We meet the 10-year-old title character of Nagisa Oshima's Boy when he's playing hide-and-seek with imaginary friends -- the only kind he'll make in the course of the film -- around a war memorial. We don't even learn his name, Toshio, until the end of the film: His family simply refers to him as "the boy." They are on the down and out in increasingly prosperous Japan: The father, Takeo, is a disabled veteran who has married for a second time and fathered a child, known as "Peewee," with Toshio's stepmother, Takeko. They have cut off ties with their extended family, and when Toshio mentions his grandparents he's told they don't want to see them. They make a living by fraud: Takeko runs into the street to fake being hit by cars, and Takeo bullies the motorists into paying him off instead of calling the police. At a certain point, the parents realize that drivers would be even more willing to pay up if they think they've hit a child, and Toshio agrees to become the pretend victim. They travel around Japan to avoid detection -- too many incidents in one location would cause the police to get wise -- and Oshima's film takes us on this unsentimental journey, going as far as the northernmost point of the country in Hokkaido.
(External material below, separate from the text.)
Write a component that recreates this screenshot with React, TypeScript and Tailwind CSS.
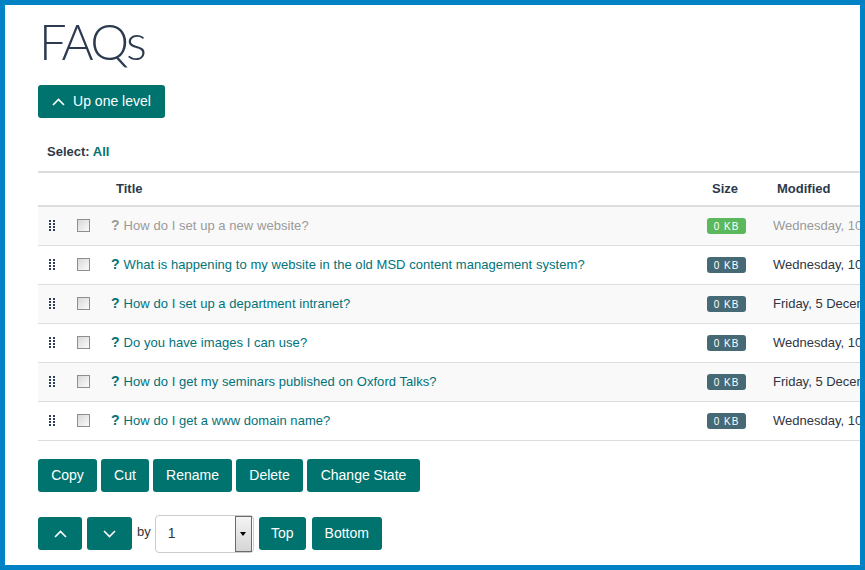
import React from "react";

type Row = { title: string; modified: string; draft?: boolean };

const rows: Row[] = [
  { title: "How do I set up a new website?", modified: "Wednesday, 10 December 2014", draft: true },
  { title: "What is happening to my website in the old MSD content management system?", modified: "Wednesday, 10 December 2014" },
  { title: "How do I set up a department intranet?", modified: "Friday, 5 December 2014" },
  { title: "Do you have images I can use?", modified: "Wednesday, 10 December 2014" },
  { title: "How do I get my seminars published on Oxford Talks?", modified: "Friday, 5 December 2014" },
  { title: "How do I get a www domain name?", modified: "Wednesday, 10 December 2014" },
];

const Chevron = ({ up }: { up?: boolean }) => (
  <svg width="13" height="8" viewBox="0 0 13 8" fill="none" stroke="currentColor" strokeWidth="1.6">
    {up ? <polyline points="1,7 6.5,1.5 12,7" /> : <polyline points="1,1 6.5,6.5 12,1" />}
  </svg>
);

const Handle = () => (
  <div className="grid grid-cols-2 gap-x-[2px] gap-y-[1px] w-[6px]">
    {Array.from({ length: 8 }).map((_, i) => (
      <span key={i} className="w-[2px] h-[2px] bg-[#2d3f5c]" />
    ))}
  </div>
);

const Checkbox = () => (
  <div className="w-[13px] h-[13px] border border-[#8e8e8e] bg-gradient-to-br from-[#d8d8d8] to-[#fbfbfb]" />
);

const Btn = ({ children, className = "" }: { children: React.ReactNode; className?: string }) => (
  <button className={`h-[33px] rounded-[3px] bg-[#00736f] text-white text-[14px] flex items-center justify-center ${className}`}>
    {children}
  </button>
);

export default function App() {
  return (
    <div
      className="w-[865px] h-[570px] border-[5px] border-[#0082c4] bg-white overflow-hidden"
      style={{ fontFamily: '"Liberation Sans", Arial, sans-serif' }}
    >
      <div className="pl-[33px] w-[1000px]">
        <h1
          className="text-[49px] h-[50px] leading-[50px] font-light text-[#2c3b4f] mt-[11px] pl-[1px] tracking-[-2.5px]"
          style={{ fontFamily: 'Lato, "Open Sans", sans-serif' }}
        >
          FAQs
        </h1>
        <Btn className="mt-[19px] w-[127px] gap-[8px]">
          <Chevron up />
          <span>Up one level</span>
        </Btn>
        <div className="mt-[24px] pl-[9px] text-[13px] font-bold text-[#2f3a4a]">
          Select: <span className="text-[#00736f]">All</span>
        </div>

        <div className="mt-[9px] w-[960px] text-[13px]">
          <div className="grid grid-cols-[26px_40px_596px_65px_233px] h-[36px] items-center border-t-2 border-b-2 border-[#dddddd] font-bold text-[#2b3a4b]">
            <div />
            <div />
            <div className="pl-[12px]">Title</div>
            <div className="pl-[12px]">Size</div>
            <div className="pl-[12px]">Modified</div>
          </div>
          {rows.map((r, i) => (
            <div
              key={i}
              className={`grid grid-cols-[26px_40px_596px_65px_233px] h-[39px] items-center border-b border-[#dddddd] ${
                i % 2 === 0 ? "bg-[#f9f9f9]" : "bg-white"
              }`}
            >
              <div className="flex justify-center pl-[1px]">
                <Handle />
              </div>
              <div className="flex justify-center pr-[1px]">
                <Checkbox />
              </div>
              <div
                className={`pl-[7px] whitespace-nowrap tracking-[0.05px] ${
                  r.draft ? "text-[#9a9a9a]" : "text-[#00737a]"
                }`}
              >
                <span className="font-bold text-[14px] mr-[4px]">?</span>
                {r.title}
              </div>
              <div className="pl-[7px]">
                <span
                  className={`inline-flex items-center justify-center w-[39px] h-[16px] rounded-[3px] text-white text-[10px] tracking-[1px] ${
                    r.draft ? "bg-[#5cb85c]" : "bg-[#456a76]"
                  }`}
                >
                  0 KB
                </span>
              </div>
              <div className={`pl-[8px] whitespace-nowrap ${r.draft ? "text-[#9a9a9a]" : "text-[#2f3542]"}`}>
                {r.modified}
              </div>
            </div>
          ))}
        </div>

        <div className="mt-[18px] flex gap-[4px]">
          <Btn className="w-[59px]">Copy</Btn>
          <Btn className="w-[48px]">Cut</Btn>
          <Btn className="w-[79px]">Rename</Btn>
          <Btn className="w-[67px]">Delete</Btn>
          <Btn className="w-[113px]">Change State</Btn>
        </div>

        <div className="mt-[23px] flex items-center">
          <Btn className="w-[44px]">
            <Chevron up />
          </Btn>
          <Btn className="w-[45px] ml-[5px]">
            <Chevron />
          </Btn>
          <span className="ml-[5px] text-[13px] text-[#333] self-start mt-[7px]">by</span>
          <div className="ml-[4px] w-[99px] h-[38px] border border-[#cccccc] rounded-[4px] bg-white flex items-center pr-[1px]">
            <span className="pl-[12px] flex-1 text-[14px] text-[#333]">1</span>
            <div className="w-[17px] h-[36px] border border-[#6b6b6b] bg-gradient-to-b from-[#f4f4f4] to-[#d6d6d6] flex items-center justify-center">
              <span className="w-0 h-0 border-l-[3px] border-r-[3px] border-t-[4px] border-l-transparent border-r-transparent border-t-black" />
            </div>
          </div>
          <Btn className="w-[47px] ml-[5px]">Top</Btn>
          <Btn className="w-[70px] ml-[6px]">Bottom</Btn>
        </div>
      </div>
    </div>
  );
}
The parents squabble constantly, especially when Takeko gets pregnant and decides not to have an abortion, all of which begins to take its toll on Toshio. He runs away several times, always to return: His stepmother gives him cash, to his father's annoyance, so once he tries to buy a ticket to where his grandparents live, but finding himself short of cash he goes only partway, then play-acts a meeting with them before returning to his family. Oshima directs this story, drawn from an actual case of an accident-faking family, with as much detachment as he can muster, but the pathos is inherent to the story, especially since the point of view is that of Toshio. A young non-professional, recruited for the film from an orphanage, Tetsuo Abe gives a remarkable performance, maintaining a precocious stoicism through the worst experiences, but also revealing that there is still a child behind that persona.